The next few hours were a blur, but then one station flashed the headline and soon another:
WARREN BEATS BROWN
. Suddenly the race was over. Later we learned that the margin was big: 54–46.
The weekend before the election, our volunteers had knocked on more than three hundred thousand doors and made more than seven hundred thousand phone calls in what I’m told may have been the largest get-out-the-vote drive the state had ever seen. The effort paid off: people turned out in droves. It was the highest turnout for any election ever held in Massachusetts—an astonishing 73 percent. That was thrilling to me: no one is going to strangle democracy in our state!
It was also the most expensive Senate election in the entire nation that year. Wall Street contributed truckloads of money to try to keep me out of the Senate, but in the end it didn’t work. Senator Brown’s campaign raised $35 million, but to my amazement, we raised $42 million, and more than 80 percent of our contributions were for $50 or less. I still have trouble grasping how much money that was. I’m stunned by how many people sacrificed and by how much effort it took to raise so much money.

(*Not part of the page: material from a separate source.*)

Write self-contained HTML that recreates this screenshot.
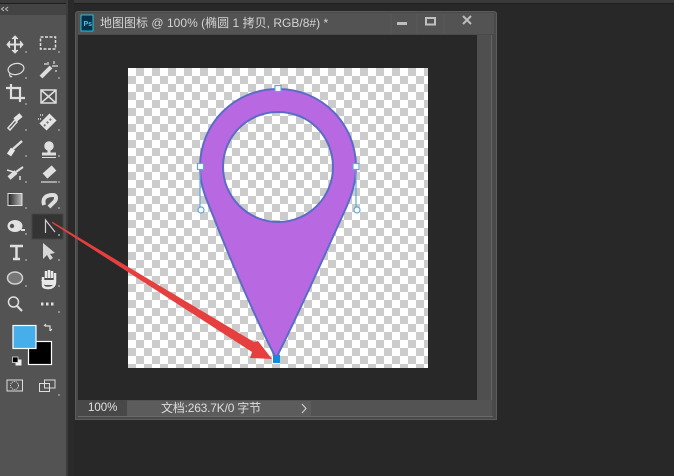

But I saw at least a small silver lining: The People’s Pledge held. Maybe—just maybe—we created a new model for reducing the stranglehold of the Super PAC.
Finally, it was time for me to walk to the hotel’s ballroom and appear onstage. As I stepped out, I was hit by a wave—a cheer that rose as a single sound. I looked out at all these people, packed in tight, standing and roaring their excitement. I saw a sea of faces, but I knew these faces. I saw hundreds of people I had come to know during this campaign, one at a time. People who held signs and made calls. People who urged me on when victory seemed so far off. People who believed that even a first-time candidate could win a tough race if we worked hard enough for what we believed.